Fortune stepped in and the speaker series this month will feature two women who have a great deal to say about the journey of the American woman, with performances March 7 by comedienne Amy Simon and March 14 by series’ alumnus Kres Mersky.
“Someone had told Amy Simon about our series and she just called me out of the blue,” Sullivan said. “Which was good, because I was thinking that, with One Book, One City-Malibu coming up in April, I wouldn’t have time to organize anything. Now, we have Amy performing the longest running, one-woman play in Los Angeles.”
That would be Simon’s self-penned “Cheerios in My Underwear and Other True Tales of Motherhood,” which first opened in 2003 at the Lillian Theatre in Hollywood. Written during a child-free weekend at a luxury hotel (the prize for winning an Easter egg hunt), Simon found that a little time away from diapers and carpool duty was enough to inspire a treatise on the joys and travails of motherhood.
“This piece evolved out of my experiences as a stay-at-home mom,” Simon said in an interview with The Malibu Times. “The title comes from a long plane trip that I took with my two daughters. When I got home and took off my clothes, Cheerios fell out from everywhere.”
Mothers will recognize this phenomenon as something perfectly normal, of course. In writing her solo play, Simon only had to plumb her daily life to find hilarious tales of PMS (Perfect Mother Syndrome), Barbie and a survey of television moms from Donna Reed to Sharon Osbourne.
“I actually do a bit in the play where I become Donna Reed on stage and bake cupcakes in a toaster oven to serve to the audience,” Simon, who resembles a harassed-looking Holly Hunter, said. “Moms multitask, right?
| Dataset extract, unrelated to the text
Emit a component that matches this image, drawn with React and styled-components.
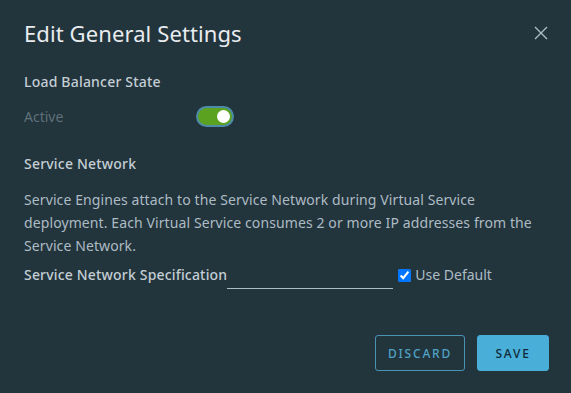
import React, { useState } from 'react';
import styled, { createGlobalStyle } from 'styled-components';

const GlobalStyle = createGlobalStyle`
  html, body {
    margin: 0;
    padding: 0;
    background: #22343c;
  }
  body {
    font-family: "Noto Sans", "Open Sans", sans-serif;
  }
`;

const App = () => {
  const [active, setActive] = useState(true);
  const [useDefault, setUseDefault] = useState(true);

  return (
    <>
      <GlobalStyle />
      <StyledModal>
        <StyledHeader>
          <StyledTitle>Edit General Settings</StyledTitle>
          <StyledClose aria-label="Close">
            <svg width="14" height="14" viewBox="0 0 14 14">
              <path d="M1 1 L13 13 M13 1 L1 13" stroke="#adbbc4" strokeWidth="1.4" fill="none" />
            </svg>
          </StyledClose>
        </StyledHeader>

        <StyledSectionLabel>Load Balancer State</StyledSectionLabel>
        <StyledToggleRow>
          <StyledMuted>Active</StyledMuted>
          <StyledToggle $on={active} onClick={() => setActive(!active)}>
            <StyledKnob $on={active} />
          </StyledToggle>
        </StyledToggleRow>

        <StyledSectionLabel $top={18}>Service Network</StyledSectionLabel>
        <StyledParagraph>
          Service Engines attach to the Service Network during Virtual Service deployment. Each
          Virtual Service consumes 2 or more IP addresses from the Service Network.
        </StyledParagraph>

        <StyledSpecRow>
          <StyledSpecLabel>Service Network Specification</StyledSpecLabel>
          <StyledInput type="text" />
          <StyledCheckLabel>
            <StyledCheckbox
              type="checkbox"
              checked={useDefault}
              onChange={() => setUseDefault(!useDefault)}
            />
            Use Default
          </StyledCheckLabel>
        </StyledSpecRow>

        <StyledFooter>
          <StyledButton $variant="outline">Discard</StyledButton>
          <StyledButton $variant="primary">Save</StyledButton>
        </StyledFooter>
      </StyledModal>
    </>
  );
};

export default App;

// Styled components

const StyledModal = styled.div`
  width: 571px;
  height: 393px;
  box-sizing: border-box;
  padding: 18px 22px 22px 24px;
  background: #22343c;
  color: #adbbc4;
  display: flex;
  flex-direction: column;
`;

const StyledHeader = styled.div`
  display: flex;
  justify-content: space-between;
  align-items: center;
  height: 30px;
`;

const StyledTitle = styled.h2`
  margin: 0;
  font-size: 22px;
  font-weight: 400;
  letter-spacing: 0.1px;
  color: #e9ecef;
`;

const StyledClose = styled.button`
  background: none;
  border: none;
  padding: 0;
  width: 16px;
  height: 16px;
  display: flex;
  align-items: center;
  justify-content: center;
  cursor: pointer;
`;

const StyledSectionLabel = styled.div`
  margin-top: ${(p) => p.$top || 19}px;
  font-size: 14px;
  font-weight: 500;
  letter-spacing: 0.2px;
  color: #c4ced4;
  line-height: 30px;
`;

const StyledToggleRow = styled.div`
  display: flex;
  align-items: center;
  height: 30px;
  margin-top: 4px;
`;

const StyledMuted = styled.span`
  width: 174px;
  font-size: 14px;
  color: #5f717a;
`;

const StyledToggle = styled.div`
  width: 34px;
  height: 17px;
  border-radius: 10px;
  background: ${(p) => (p.$on ? '#5aa220' : '#565656')};
  box-shadow: 0 0 0 2px #4d8ba8;
  position: relative;
  cursor: pointer;
`;

const StyledKnob = styled.div`
  position: absolute;
  top: 2px;
  left: ${(p) => (p.$on ? '19px' : '2px')};
  width: 13px;
  height: 13px;
  border-radius: 50%;
  background: #ffffff;
`;

const StyledParagraph = styled.p`
  margin: 9px 0 0;
  font-size: 14px;
  letter-spacing: 0.1px;
  line-height: 23px;
  color: #adbbc4;
`;

const StyledSpecRow = styled.div`
  display: flex;
  align-items: flex-end;
  margin-top: 4px;
  height: 24px;
`;

const StyledSpecLabel = styled.span`
  font-size: 14px;
  font-weight: 500;
  letter-spacing: 0.18px;
  color: #c4ced4;
  line-height: 20px;
`;

const StyledInput = styled.input`
  width: 166px;
  height: 18px;
  margin-left: 0;
  margin-bottom: -4px;
  padding: 0;
  background: transparent;
  border: none;
  border-bottom: 1px solid #adbbc4;
  color: #e9ecef;
  outline: none;
`;

const StyledCheckLabel = styled.label`
  display: flex;
  align-items: center;
  gap: 4px;
  margin-left: 5px;
  font-size: 14px;
  color: #adbbc4;
  line-height: 20px;
`;

const StyledCheckbox = styled.input`
  margin: 0;
  width: 13px;
  height: 13px;
  accent-color: #0075ff;
`;

const StyledFooter = styled.div`
  margin-top: auto;
  display: flex;
  justify-content: flex-end;
  gap: 12px;
`;

const StyledButton = styled.button`
  height: 36px;
  width: ${(p) => (p.$variant === 'primary' ? '72px' : '90px')};
  box-sizing: border-box;
  padding: 0;
  border-radius: 3px;
  font-family: "Noto Sans", sans-serif;
  font-size: 12px;
  font-weight: 500;
  letter-spacing: 1.8px;
  text-transform: uppercase;
  cursor: pointer;
  background: ${(p) => (p.$variant === 'primary' ? '#49afd9' : 'transparent')};
  color: ${(p) => (p.$variant === 'primary' ? '#0e2a38' : '#4fa3c6')};
  border: 1px solid ${(p) => (p.$variant === 'primary' ? '#49afd9' : '#4a93b3')};
`;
There’s a running theme of assault on the senses with noise and toys going everywhere. And I have a line where I say, ‘I yearn for the ’50s, when many moms were repressed, tapped out, sedated, pill-popping alcoholics in denial. But it was fun!'”
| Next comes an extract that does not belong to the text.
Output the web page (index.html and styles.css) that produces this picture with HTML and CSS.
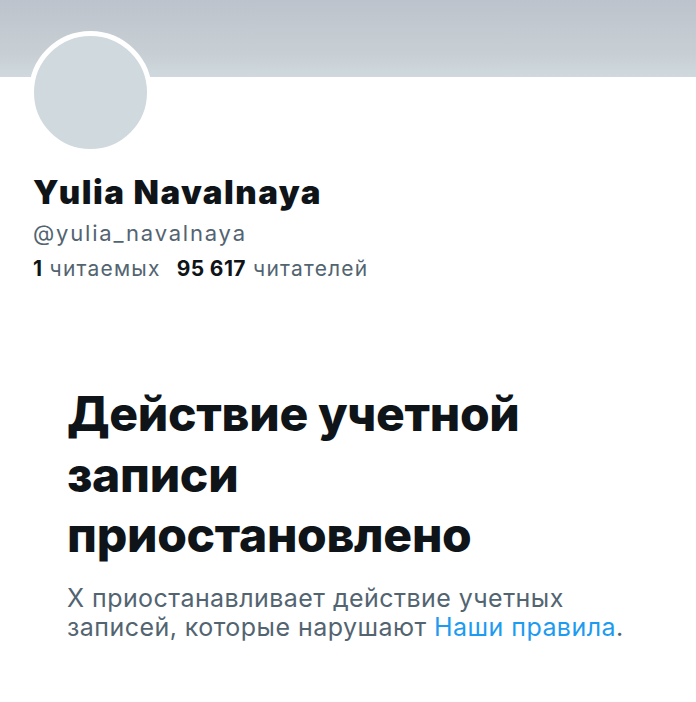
FILE: index.html
```html
<!DOCTYPE html>
<html lang="ru">
<head>
  <meta charset="UTF-8">
  <meta name="viewport" content="width=device-width, initial-scale=1.0">
  <title>Yulia Navalnaya</title>
  <link rel="stylesheet" href="styles.css">
</head>
<body>
  <div class="banner"></div>

  <div class="profile">
    <div class="avatar"></div>
    <h1 class="name">Yulia Navalnaya</h1>
    <div class="handle">@yulia_navalnaya</div>
    <div class="stats">
      <span><b>1</b> читаемых</span>
      <span><b>95 617</b> читателей</span>
    </div>
  </div>

  <div class="notice">
    <h2>Действие учетной записи приостановлено</h2>
    <p>X приостанавливает действие учетных записей, которые нарушают <a href="#">Наши правила</a>.</p>
  </div>
</body>
</html>
```

FILE: styles.css
```css
body {
  margin: 0;
  padding: 0;
  background: #fff;
  font-family: 'Inter', 'Noto Sans', sans-serif;
  color: #0f1419;
}
.banner {
  height: 77px;
  background: linear-gradient(to bottom, #bcc3cc, #c8cfd4 70%, #cfd9de);
}
.profile {
  padding: 0 0 0 29px;
}
.avatar {
  width: 113px;
  height: 113px;
  margin-top: -46px;
  border: 5px solid #fff;
  border-radius: 50%;
  background: #cfd9de;
}
.name {
  margin: 19px 0 0 4px;
  font-size: 33px;
  font-weight: 900;
  line-height: 38px;
  letter-spacing: 1.5px;
}
.handle {
  margin: 7px 0 0 4px;
  font-size: 22px;
  line-height: 30px;
  letter-spacing: 1.8px;
  color: #536471;
}
.stats {
  display: flex;
  gap: 16px;
  margin: 7px 0 0 4px;
  font-size: 21px;
  line-height: 28px;
  letter-spacing: 1.2px;
  color: #536471;
}
.stats b {
  color: #0f1419;
  font-weight: 700;
  letter-spacing: 0.4px;
}
.notice {
  padding: 101px 60px 0 67px;
}
.notice h2 {
  margin: 0;
  width: 480px;
  font-size: 48px;
  font-weight: 800;
  line-height: 60.5px;
  letter-spacing: -0.3px;
}
.notice p {
  margin: 18px 0 0;
  width: 560px;
  font-size: 25px;
  line-height: 29px;
  letter-spacing: 0.45px;
  color: #536471;
}
.notice a {
  color: #1d9bf0;
  text-decoration: none;
}
```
Simon insists her piece is not a “man bashing” play, but celebrates the unacknowledged heroism of lonely, unacknowledged, stay-at-home mothers.
“I don’t whine in this play,” she said. “But a lot of men don’t get how noble motherhood is. I interviewed Marc Cherry, the creator of ‘Desperate Housewives,’ and he told me about watching the news one day with his own mother. A woman had snapped and killed her whole family. Marc said, ‘I don’t know how a mother could do that.’ His mom just said, ‘I do.”
Simon was a New York actress and taught improvisation before she came to Los Angeles and got a job working with a large music company. The true plight of working women was illustrated when, after several years of top performance reviews, she got pregnant-and was fired.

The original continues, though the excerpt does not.